> _Information shown_:
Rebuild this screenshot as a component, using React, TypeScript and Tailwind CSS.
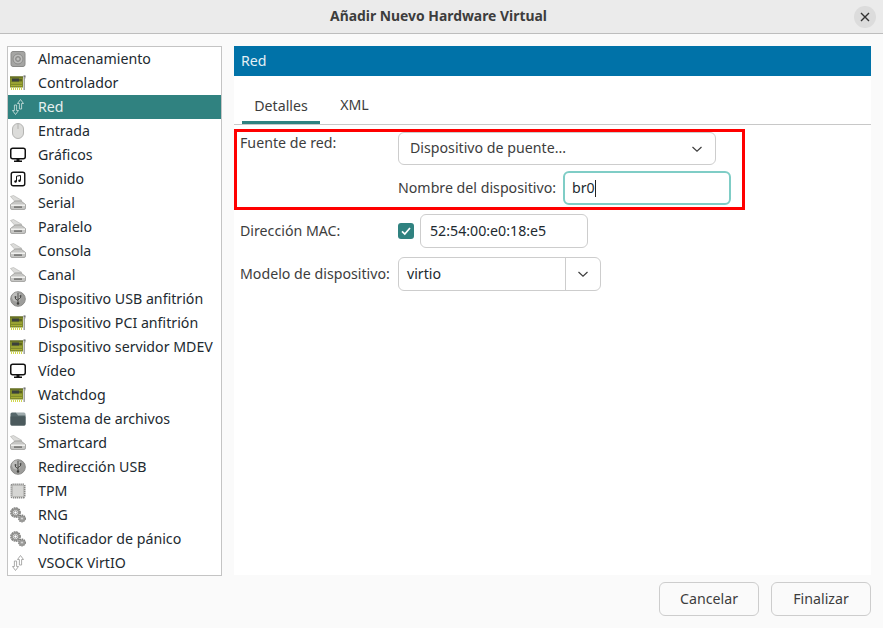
import React from 'react';

type IconKind = 'disk' | 'card' | 'net' | 'mouse' | 'monitor' | 'sound' | 'serial' | 'usb' | 'folder' | 'chip' | 'gears';

const ITEMS: { label: string; icon: IconKind }[] = [
  { label: 'Almacenamiento', icon: 'disk' },
  { label: 'Controlador', icon: 'card' },
  { label: 'Red', icon: 'net' },
  { label: 'Entrada', icon: 'mouse' },
  { label: 'Gráficos', icon: 'monitor' },
  { label: 'Sonido', icon: 'sound' },
  { label: 'Serial', icon: 'serial' },
  { label: 'Paralelo', icon: 'serial' },
  { label: 'Consola', icon: 'serial' },
  { label: 'Canal', icon: 'serial' },
  { label: 'Dispositivo USB anfitrión', icon: 'usb' },
  { label: 'Dispositivo PCI anfitrión', icon: 'card' },
  { label: 'Dispositivo servidor MDEV', icon: 'card' },
  { label: 'Vídeo', icon: 'monitor' },
  { label: 'Watchdog', icon: 'card' },
  { label: 'Sistema de archivos', icon: 'folder' },
  { label: 'Smartcard', icon: 'serial' },
  { label: 'Redirección USB', icon: 'usb' },
  { label: 'TPM', icon: 'chip' },
  { label: 'RNG', icon: 'gears' },
  { label: 'Notificador de pánico', icon: 'gears' },
  { label: 'VSOCK VirtIO', icon: 'net' },
];

// small hardware icons, all drawn on a 16x16 box
const HwIcon = ({ kind, selected }: { kind: IconKind; selected?: boolean }) => {
  const box = { width: 16, height: 16, viewBox: '0 0 16 16', fill: 'none' };
  switch (kind) {
    case 'disk':
      return (
        <svg {...box}>
          <rect x="1" y="0.5" width="14" height="15" rx="2" fill="#a5a5a3" stroke="#8a8a88" />
          <circle cx="8" cy="8" r="5" fill="#bcbcba" stroke="#8c8c8a" />
          <circle cx="8" cy="8" r="2.4" fill="#a8a8a6" stroke="#858583" />
          <circle cx="8" cy="8" r="0.8" fill="#dcdcda" />
        </svg>
      );
    case 'card':
      return (
        <svg {...box}>
          <rect x="0" y="1.5" width="13" height="11" fill="#7f8a2a" />
          <rect x="0" y="1.5" width="13" height="1" fill="#565f1e" />
          <rect x="2" y="3.5" width="7" height="3" fill="#3b403c" />
          <rect x="9" y="4" width="3" height="2" fill="#5d6420" />
          <path d="M1 8h11" stroke="#b4ba3a" />
          <path d="M1 10.5h11" stroke="#a7ad36" />
          <path d="M1.5 12.5v2.5M3.5 12.5v2.5M5.5 12.5v2.5M7.5 12.5v2.5M9.5 12.5v2.5M11.5 12.5v2.5" stroke="#d2d84c" />
          <path d="M13.5 1h2v2l-.6 1v11h-1.4z" fill="#9a9c98" />
          <rect x="13.5" y="0.5" width="2" height="1" fill="#56585a" />
        </svg>
      );
    case 'net': {
      const c = selected ? '#c4dbd8' : '#a2a2a0';
      return (
        <svg {...box}>
          <path d="M10.5 0.5 L13.5 4.5 H11.6 V10 H9.4 V4.5 H7.5 Z" stroke={c} strokeWidth="0.9" strokeLinejoin="round" />
          <path d="M5.5 15.5 L2.5 11.5 H4.4 V6 H6.6 V11.5 H8.5 Z" stroke={c} strokeWidth="0.9" strokeLinejoin="round" />
        </svg>
      );
    }
    case 'mouse':
      return (
        <svg {...box}>
          <rect x="2.5" y="0.5" width="11" height="15" rx="5.5" fill="#dcdcda" stroke="#b4b4b2" />
          <path d="M8 1v5" stroke="#b4b4b2" />
          <rect x="7" y="2.5" width="2" height="3" rx="1" fill="#c6c6c4" />
        </svg>
      );
    case 'monitor':
      return (
        <svg {...box}>
          <rect x="0.75" y="1.25" width="14.5" height="10.5" rx="2" fill="#fff" stroke="#111" strokeWidth="1.5" />
          <rect x="6.5" y="12" width="3" height="2" fill="#111" />
          <rect x="4" y="13.5" width="8" height="1.5" fill="#111" />
        </svg>
      );
    case 'sound':
      return (
        <svg {...box}>
          <rect x="1.25" y="1.25" width="13.5" height="13.5" rx="2" fill="#fff" stroke="#111" strokeWidth="1.4" />
          <path d="M6.5 10.5V5.2l4-.7v5" stroke="#111" />
          <circle cx="5.5" cy="10.5" r="1.2" fill="#111" />
          <circle cx="9.5" cy="9.7" r="1.2" fill="#111" />
        </svg>
      );
    case 'serial':
      return (
        <svg {...box}>
          <path d="M0.5 1.5 L3.5 0.5 L12 5.5 L5 6.5 Z" fill="#dcdcda" stroke="#b8b8b6" strokeWidth="0.7" />
          <path d="M5 6 H11 L15.5 9.5 V13 Q15.5 14.5 14 14.5 H2 Q0.5 14.5 0.5 13 V9.5 Z" fill="#c6c6c4" stroke="#9a9a98" strokeWidth="0.8" />
          <rect x="1" y="9.5" width="14" height="1.5" fill="#f0f0ee" />
          <rect x="4" y="11.2" width="8" height="1.8" fill="#7e7e7c" />
        </svg>
      );
    case 'usb':
      return (
        <svg {...box}>
          <circle cx="8" cy="8" r="7.3" fill="#9d9d9b" stroke="#8a8a88" />
          <circle cx="6.5" cy="6" r="4.5" fill="#bdbdbb" />
          <path d="M8 2v10M8 9.5 5.5 8V6.5M8 8.5 10.5 7V5.5" stroke="#3f3f3d" strokeWidth="0.9" />
          <circle cx="8" cy="12.5" r="1.2" fill="#3f3f3d" />
          <rect x="4.7" y="5.2" width="1.6" height="1.6" fill="#3f3f3d" />
          <rect x="9.7" y="4.2" width="1.6" height="1.6" fill="#3f3f3d" />
        </svg>
      );
    case 'folder':
      return (
        <svg {...box}>
          <path d="M0.5 3 Q0.5 1.5 2 1.5 H6 L7.5 3 H14 Q15.5 3 15.5 4.5 V13 Q15.5 14.5 14 14.5 H2 Q0.5 14.5 0.5 13 Z" fill="#57686b" />
          <path d="M0.5 5.5 H15.5 V13 Q15.5 14.5 14 14.5 H2 Q0.5 14.5 0.5 13 Z" fill="#4b5a5d" />
          <path d="M6 1.5 H14 Q15.5 1.5 15.5 3 V4.5 H8 Z" fill="#9eaaac" />
        </svg>
      );
    case 'chip':
      return (
        <svg {...box}>
          <rect x="1.5" y="1.5" width="13" height="13" rx="1" stroke="#858583" strokeWidth="2" strokeDasharray="1.3 0.7" />
          <rect x="2.3" y="2.3" width="11.4" height="11.4" rx="1" fill="#d6d6d4" stroke="#a6a6a4" strokeWidth="0.7" />
        </svg>
      );
    case 'gears':
      return (
        <svg {...box}>
          <circle cx="5.5" cy="5.5" r="4" stroke="#747472" strokeWidth="2.6" strokeDasharray="1.6 0.5" />
          <circle cx="5.5" cy="5.5" r="3.5" stroke="#969694" strokeWidth="1.8" />
          <circle cx="5.5" cy="5.5" r="1.7" fill="#fff" stroke="#666664" strokeWidth="0.7" />
          <circle cx="12" cy="11.5" r="2.8" stroke="#747472" strokeWidth="2.2" strokeDasharray="1.3 0.5" />
          <circle cx="12" cy="11.5" r="2.4" stroke="#969694" strokeWidth="1.4" />
          <circle cx="12" cy="11.5" r="1.1" fill="#fff" stroke="#666664" strokeWidth="0.6" />
        </svg>
      );
  }
};

const Chevron = () => (
  <svg width="12" height="12" viewBox="0 0 12 12" fill="none">
    <path d="M1.5 4 L6 8.2 L10.5 4" stroke="#3d3d3d" strokeWidth="1.2" />
  </svg>
);

export default function App() {
  return (
    <div
      className="w-[883px] h-[628px] flex flex-col bg-[#fafafa] text-[14.2px] text-[#3d3d3d] overflow-hidden"
      style={{ fontFamily: '"Noto Sans", "Open Sans", sans-serif' }}
    >
      {/* title bar */}
      <div className="h-[34px] shrink-0 flex items-center border-b border-[#bdbdbd] bg-[#ebebeb] pl-[23px] pr-[7px]">
        <div className="flex-1 text-center font-bold text-[13.9px] text-[#3d3d3d]">Añadir Nuevo Hardware Virtual</div>
        <div className="w-[22px] h-[22px] rounded-full bg-[#dcdcdc] flex items-center justify-center">
          <svg width="10" height="10" viewBox="0 0 10 10" fill="none">
            <path d="M1 1 L9 9 M9 1 L1 9" stroke="#333" strokeWidth="1.4" />
          </svg>
        </div>
      </div>

      <div className="flex-1 flex pt-[12px] pl-[7px] pr-[12px] gap-[12px] min-h-0">
        {/* hardware list */}
        <div className="w-[215px] h-[530px] border border-[#c4c4c4] bg-white shrink-0">
          {ITEMS.map((item) => {
            const selected = item.label === 'Red';
            return (
              <div
                key={item.label}
                className={
                  selected
                    ? 'h-[24px] flex items-center pl-[2px] bg-[#308280] text-[#e6f0ef]'
                    : 'h-[24px] flex items-center pl-[2px] text-[#222a30]'
                }
              >
                <div className="w-[16px] h-[16px] shrink-0 mr-[12px]">
                  <HwIcon kind={item.icon} selected={selected} />
                </div>
                <span className="whitespace-nowrap">{item.label}</span>
              </div>
            );
          })}
        </div>

        {/* details panel */}
        <div className="w-[637px] h-[529px] bg-white flex flex-col">
          <div className="h-[30px] bg-[#0072a8] text-[#e4eff5] flex items-center pl-[7px]">Red</div>

          <div className="h-[49px] flex items-end border-b border-[#c8c8c8] pl-[8px]">
            <div className="w-[78px] h-[48px] flex items-center justify-center border-b-[3px] border-[#308280] pt-[15px]">Detalles</div>
            <div className="w-[69px] h-[48px] flex items-center justify-center pt-[10px]">XML</div>
          </div>

          <div className="pt-[4px]">
            {/* network source, with the red note frame */}
            <div className="w-[511px] h-[81px] border-[3px] border-[#ff0000] flex">
              <div className="w-[161px] pl-[3px]">Fuente de red:</div>
              <div className="flex flex-col">
                <div className="w-[318px] h-[33px] rounded-[6px] border border-[#cdcdcd] flex items-center justify-between pl-[11px] pr-[12px]">
                  <span className="pb-[2px]">Dispositivo de puente...</span>
                  <Chevron />
                </div>
                <div className="flex items-center mt-[6px]">
                  <span className="w-[165px] whitespace-nowrap">Nombre del dispositivo:</span>
                  <div className="w-[168px] h-[34px] rounded-[6px] border-2 border-[#7fcdc6] flex items-center pl-[7px] text-[#222a30]">
                    br0<span className="w-px h-[17px] bg-[#222]" />
                  </div>
                </div>
              </div>
            </div>

            <div className="flex items-center h-[34px] mt-[4px] pl-[6px]">
              <span className="w-[158px]">Dirección MAC:</span>
              <div className="w-[16px] h-[16px] rounded-[3px] bg-[#308280] flex items-center justify-center mr-[6px]">
                <svg width="12" height="12" viewBox="0 0 12 12" fill="none">
                  <path d="M2 6.3 L4.8 9 L10 3" stroke="#fff" strokeWidth="1.7" />
                </svg>
              </div>
              <div className="w-[168px] h-[34px] rounded-[6px] border border-[#cdcdcd] flex items-center pl-[9px] text-[#222a30]">52:54:00:e0:18:e5</div>
            </div>

            <div className="flex items-center h-[34px] mt-[9px] pl-[6px]">
              <span className="w-[158px] whitespace-nowrap">Modelo de dispositivo:</span>
              <div className="w-[203px] h-[34px] rounded-[6px] border border-[#cdcdcd] flex items-center text-[#222a30]">
                <span className="w-[166px] pl-[8px]">virtio</span>
                <span className="h-full border-l border-[#cdcdcd] flex-1 flex items-center justify-center">
                  <Chevron />
                </span>
              </div>
            </div>
          </div>
        </div>
      </div>

      {/* action buttons */}
      <div className="h-[46px] shrink-0 flex items-start justify-end gap-[12px] pr-[12px]">
        <div className="w-[100px] h-[34px] rounded-[6px] border border-[#cdcdcd] bg-[#fafafa] flex items-center justify-center">Cancelar</div>
        <div className="w-[100px] h-[34px] rounded-[6px] border border-[#cdcdcd] bg-[#fafafa] flex items-center justify-center">Finalizar</div>
      </div>
    </div>
  );
}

> _Exercise task_: From the first line above down to the line with "type IconKind = 'disk'", reproduce every line and no others, omitting pictures.

> _Problem solution_:
Rebuild this screenshot as a component, using React, TypeScript and Tailwind CSS.
import React from 'react';

type IconKind = 'disk' | 'card' | 'net' | 'mouse' | 'monitor' | 'sound' | 'serial' | 'usb' | 'folder' | 'chip' | 'gears';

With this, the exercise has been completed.